[Information supplied]:
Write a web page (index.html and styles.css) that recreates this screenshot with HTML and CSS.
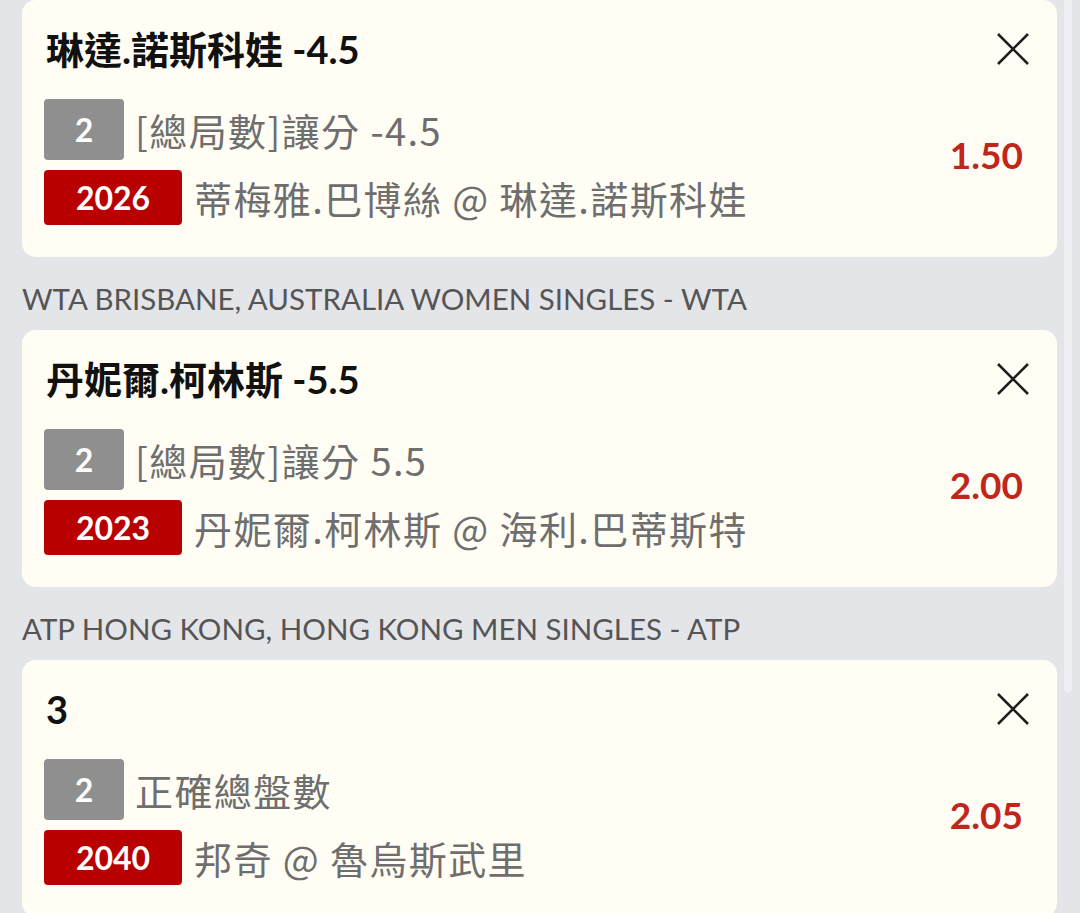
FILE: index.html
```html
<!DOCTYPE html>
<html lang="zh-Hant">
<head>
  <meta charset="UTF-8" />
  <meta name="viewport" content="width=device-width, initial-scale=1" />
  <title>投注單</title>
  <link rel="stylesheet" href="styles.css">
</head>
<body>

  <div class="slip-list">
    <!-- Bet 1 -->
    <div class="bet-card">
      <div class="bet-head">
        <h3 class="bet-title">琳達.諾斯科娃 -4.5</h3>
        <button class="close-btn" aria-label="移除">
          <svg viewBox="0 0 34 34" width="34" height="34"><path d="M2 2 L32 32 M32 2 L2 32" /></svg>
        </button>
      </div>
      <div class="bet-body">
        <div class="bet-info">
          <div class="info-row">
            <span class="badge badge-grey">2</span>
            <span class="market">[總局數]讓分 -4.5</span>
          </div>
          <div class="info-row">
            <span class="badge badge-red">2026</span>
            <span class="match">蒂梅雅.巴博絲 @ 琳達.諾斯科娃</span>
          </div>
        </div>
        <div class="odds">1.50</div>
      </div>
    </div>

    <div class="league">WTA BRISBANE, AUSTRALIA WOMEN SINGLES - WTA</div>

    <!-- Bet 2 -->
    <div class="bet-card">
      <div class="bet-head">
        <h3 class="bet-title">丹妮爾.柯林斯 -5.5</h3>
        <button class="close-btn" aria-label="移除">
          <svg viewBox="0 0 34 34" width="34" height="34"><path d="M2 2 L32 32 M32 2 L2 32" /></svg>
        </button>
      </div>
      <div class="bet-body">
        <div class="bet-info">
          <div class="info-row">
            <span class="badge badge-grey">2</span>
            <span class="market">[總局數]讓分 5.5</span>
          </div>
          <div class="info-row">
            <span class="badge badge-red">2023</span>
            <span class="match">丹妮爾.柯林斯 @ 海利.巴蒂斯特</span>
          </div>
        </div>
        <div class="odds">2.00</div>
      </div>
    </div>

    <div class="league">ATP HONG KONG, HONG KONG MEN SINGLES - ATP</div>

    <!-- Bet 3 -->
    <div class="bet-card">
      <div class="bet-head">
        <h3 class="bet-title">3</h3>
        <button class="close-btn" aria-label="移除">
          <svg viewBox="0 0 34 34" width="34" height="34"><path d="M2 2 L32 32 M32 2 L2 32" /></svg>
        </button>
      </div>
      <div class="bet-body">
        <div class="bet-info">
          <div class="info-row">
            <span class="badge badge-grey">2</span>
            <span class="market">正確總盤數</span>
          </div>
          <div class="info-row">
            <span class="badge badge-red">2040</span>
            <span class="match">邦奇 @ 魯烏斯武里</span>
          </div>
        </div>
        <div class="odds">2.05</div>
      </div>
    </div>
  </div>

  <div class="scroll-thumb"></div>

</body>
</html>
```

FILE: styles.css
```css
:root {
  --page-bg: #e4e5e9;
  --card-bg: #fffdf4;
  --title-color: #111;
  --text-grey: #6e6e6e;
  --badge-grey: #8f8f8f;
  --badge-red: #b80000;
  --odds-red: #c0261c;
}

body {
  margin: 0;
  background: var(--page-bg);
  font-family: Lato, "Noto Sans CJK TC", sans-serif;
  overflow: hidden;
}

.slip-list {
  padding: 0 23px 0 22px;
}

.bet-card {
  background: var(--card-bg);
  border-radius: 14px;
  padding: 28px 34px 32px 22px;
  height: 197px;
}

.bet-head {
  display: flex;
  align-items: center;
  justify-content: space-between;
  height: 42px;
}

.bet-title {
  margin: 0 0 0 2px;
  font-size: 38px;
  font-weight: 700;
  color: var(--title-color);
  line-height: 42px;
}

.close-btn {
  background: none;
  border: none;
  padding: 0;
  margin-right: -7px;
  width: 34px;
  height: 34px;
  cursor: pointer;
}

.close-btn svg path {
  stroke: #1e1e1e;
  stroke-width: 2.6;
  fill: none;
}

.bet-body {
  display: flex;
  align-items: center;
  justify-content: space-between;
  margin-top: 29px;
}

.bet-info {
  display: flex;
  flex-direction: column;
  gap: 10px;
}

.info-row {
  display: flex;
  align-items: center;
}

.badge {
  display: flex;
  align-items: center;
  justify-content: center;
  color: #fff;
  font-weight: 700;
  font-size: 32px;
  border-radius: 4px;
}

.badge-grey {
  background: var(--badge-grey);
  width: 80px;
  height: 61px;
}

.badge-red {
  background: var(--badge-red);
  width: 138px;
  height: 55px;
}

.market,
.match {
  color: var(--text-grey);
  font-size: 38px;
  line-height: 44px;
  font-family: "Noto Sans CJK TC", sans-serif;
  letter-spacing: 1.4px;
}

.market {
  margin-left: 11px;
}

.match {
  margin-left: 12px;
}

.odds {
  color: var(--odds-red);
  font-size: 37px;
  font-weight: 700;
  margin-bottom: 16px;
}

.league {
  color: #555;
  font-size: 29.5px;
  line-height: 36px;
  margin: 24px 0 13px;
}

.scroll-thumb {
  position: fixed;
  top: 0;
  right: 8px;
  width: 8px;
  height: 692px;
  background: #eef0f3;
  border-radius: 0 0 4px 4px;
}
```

[Exercise goal]: Choose all lines containing the string "page" and copy them out.

[Output for this exercise]:
Write a web page (index.html and styles.css) that recreates this screenshot with HTML and CSS.
  --page-bg: #e4e5e9;
  background: var(--page-bg);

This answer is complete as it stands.